Martedì 24 maggio il ministro del Lavoro e i vertici di Cgil Cisl e Uil si incontreranno per parlare di previdenza. La triplice, forte del successo della manifestazione di ieri a Roma (che ha bloccato il centro) farà presente le sue richieste e cercherà di far valere il peso di una mobilitazione che potrebbe portare anche allo sciopero generale. Lo sciopero rischia, però, di essere un’arma a doppio taglio visto che le posizioni dei segretari confederali di Cgil e Uil, Susanna Camusso e Carmelo Barbagallo non sono condivise da quelle della leader Cisl Anna Maria Furlan: più combattivi i primi, più attendista la seconda.
Le aspettative per l’incontro del 24 sono dunque elevate, anche perché la convocazione al ministero del Lavoro arriva dopo un anno di ipotesi e annunci, bozze di riforma, mezze smentite… di sassi tirati nello stagno per vedere cosa succede, insomma! Un atteggiamento che abbiamo più volte criticato e che, fin ora, ha ostacolato l’instaurarsi di quel dialogo costruttivo tra le parti che crediamo sia l’ingrediente necessario per varare riforme coerenti ed efficaci.
Tra i temi sul tavolo martedì prossimo ci saranno le pensioni dei lavoratori precoci e usuranti, la proroga dell’opzione donna fino al 2018 e la flessibilità in uscita. Un cantiere previdenziale che, come rappresentanza della dirigenza, abbiamo contribuito non poco a generare, per esempio portando al centro dell’attenzione il tema dell’indicizzazione delle pensioni, vincendo le battaglie (ma non ancora la guerra!) contro il blocco della perequazione, introducendo i temi della flessibilità in uscita e del part time, sostenendo l’estensione dell’opzione donna, impegnandoci nella difesa delle pensioni di reversibilità e contro l’imposizione di nuovi balzelli.
I provvedimenti sulla previdenza in gestazione verranno inseriti nella prossima legge di bilancio: auspichiamo che il dialogo tra le parti possa concretizzarsi e dar vita a una riforma “fatta bene” ovvero lungimirante. Una riforma che abbia un’impostazione di partenza diversa da quelle degli ultimi anni, senza richiedere di “mettere delle toppe”.
Lo scenario economico relativamente positivo (rispetto agli ultimi anni), unito alla recente apertura dell’Europa dovrebbe favorire un clima costruttivo. L’auspicio è che le esigenze politico-elettorali non prendano il sopravvento e che si apra finalmente una nuova stagione di dialogo dove si ascoltano non solo le voci dei più forti ma anche quelle dei più ragionevoli, che non sempre sono le stesse.

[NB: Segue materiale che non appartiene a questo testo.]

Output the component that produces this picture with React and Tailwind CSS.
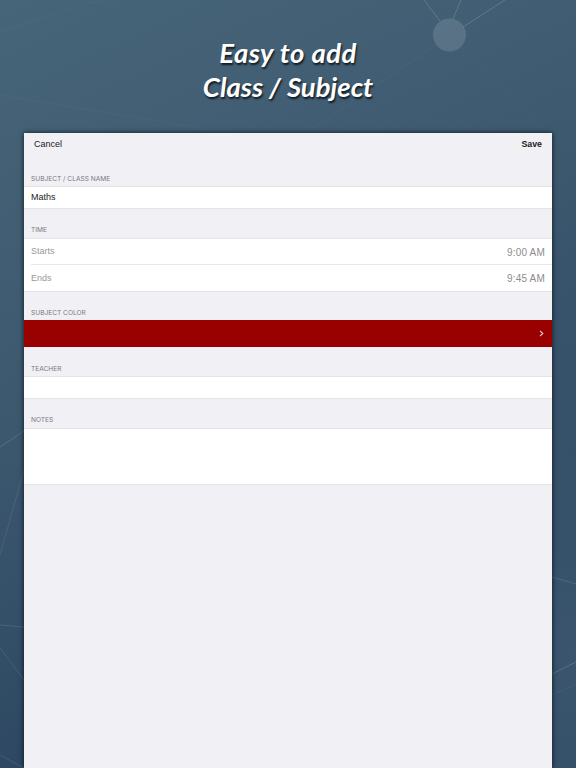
const Header = ({ children, h }) => (
  <div className={`flex items-end pl-[7px] pb-[2.5px] font-['Inter',sans-serif] text-[6.6px] leading-[9px] text-[#78787d] ${h}`}>{children}</div>
);

const lines = [
  { d: [440, 21, 424, 0], o: 0.16 },
  { d: [453, 19, 461, 0], o: 0.16 },
  { d: [463, 27, 505, 0], o: 0.16 },
  { d: [436, 45, 310, 130], o: 0.03 },
  { d: [461, 47, 545, 130], o: 0.03 },
  { d: [0, 32, 100, 0], o: 0.03 },
  { d: [0, 95, 200, 128], o: 0.03 },
  { d: [0, 447, 24, 431], o: 0.13 },
  { d: [0, 555, 24, 470], o: 0.09 },
  { d: [0, 625, 24, 627], o: 0.12 },
  { d: [0, 648, 24, 680], o: 0.1 },
  { d: [0, 755, 24, 768], o: 0.1 },
  { d: [552, 577, 576, 584], o: 0.13 },
  { d: [552, 674, 576, 662], o: 0.16 },
  { d: [552, 695, 576, 684], o: 0.05 },
];

function Background() {
  return (
    <svg className="absolute inset-0" width="576" height="768" viewBox="0 0 576 768">
      <g stroke="#ffffff" strokeWidth="1" fill="none">
        {lines.map((l, i) => (
          <line key={i} x1={l.d[0]} y1={l.d[1]} x2={l.d[2]} y2={l.d[3]} strokeOpacity={l.o} />
        ))}
      </g>
      <circle cx="449.5" cy="35" r="16.5" fill="#ffffff" fillOpacity="0.13" />
    </svg>
  );
}

export default function App() {
  return (
    <div className="relative h-[768px] w-[576px] overflow-hidden bg-[radial-gradient(circle_at_100%_85%,rgba(70,98,120,0.55)_0%,rgba(70,98,120,0)_45%),linear-gradient(155deg,#476579_0%,#3c586f_42%,#2b4560_80%)] font-['Liberation_Sans',sans-serif]">
      <Background />
      <div className="relative flex h-[133px] flex-col items-center pt-[36px] font-['Lato',sans-serif] text-[27.5px] font-bold italic leading-[34px] text-white [text-shadow:1px_2px_2px_rgba(0,0,0,0.75)]">
        <div className="tracking-[0.45px]">Easy to add</div>
        <div>Class / Subject</div>
      </div>
      <div className="relative ml-[24px] h-[635px] w-[528px] bg-[#f0f0f5] shadow-[0_0_5px_rgba(0,0,0,0.75)]">
        <div className="flex h-[22px] items-center justify-between px-[10px] pt-[1px] text-[9px] text-[#222]">
          <span>Cancel</span>
          <span className="text-[8.8px] font-bold">Save</span>
        </div>
        <Header h="h-[31px]">SUBJECT / CLASS NAME</Header>
        <div className="flex h-[22.5px] items-center border-y border-[#e4e4e8] bg-white pl-[7px] text-[9px] text-[#222]">Maths</div>
        <Header h="h-[29px]">TIME</Header>
        <div className="border-y border-[#e4e4e8] bg-white pl-[7px] text-[9px] text-[#98989c]">
          <div className="flex h-[26px] items-center justify-between border-b border-[#e8e8ec] pr-[7px] pt-[2px]">
            <span>Starts</span>
            <span className="text-[10px] tracking-[0.2px] text-[#8c8c8c]">9:00 AM</span>
          </div>
          <div className="flex h-[26.5px] items-center justify-between pr-[7px] pt-[2px]">
            <span>Ends</span>
            <span className="text-[10px] tracking-[0.2px] text-[#8c8c8c]">9:45 AM</span>
          </div>
        </div>
        <Header h="h-[28px]">SUBJECT COLOR</Header>
        <div className="flex h-[27px] items-center justify-end bg-[#990000] pr-[8px]">
          <svg width="5" height="7" viewBox="0 0 5 7" fill="none" stroke="#f4d0d0" strokeWidth="1.1">
            <path d="M1 0.8 L3.8 3.5 L1 6.2" />
          </svg>
        </div>
        <Header h="h-[29px]">TEACHER</Header>
        <div className="h-[22.5px] border-y border-[#e4e4e8] bg-white" />
        <Header h="h-[29px]">NOTES</Header>
        <div className="h-[57px] border-y border-[#e4e4e8] bg-white" />
      </div>
    </div>
  );
}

Attenzione, per esempio, a non fare scelte che, accontendando qualcuno, finscano per gravare su molti altri. Servono decisioni che contemperino le esigenze di tutti i fruitori della previdenza, di oggi e di domani (dai giovani ai pensionati passando per i lavoratori), nella consapevolezza che nessuno potrà avere piena soddisfazione ma nessuno dovrà rimaneere “fregato”, come accaduto già troppe volte.
È, in fondo, il principio della contrattazione sindacale: arrivare a un compromesso sentendo tutte le campane, non solo quelle più rumorose.
Imporre cambiamenti che vanno in una sola direzione (quella del consenso o quella del rigore finanziario a ogni costo) non funziona più: per i temi che ci hanno riguardato da vicino lo abbiamo visto con il prezzo pagato per sistemare gli esodati (11 miliardi di euro) o con l’illegittimità costituzionale del blocco della perequazione. Avvenimenti che avrebbero dovuto convincere quanto gli accordi ad escludendum siano miopi, visto che a lungo andare portano pochi voti ma aprono tanti contenziosi.
Le organizzazioni come Manageritalia non hanno la forza numerica della triplice ma – come dimostrano i fatti – hanno la forza delle idee e delle proposte ragionevoli. Siamo per questo sempre pronti a dare il nostro contributo, prima, o a battagliare, dopo. Si sappia in giro.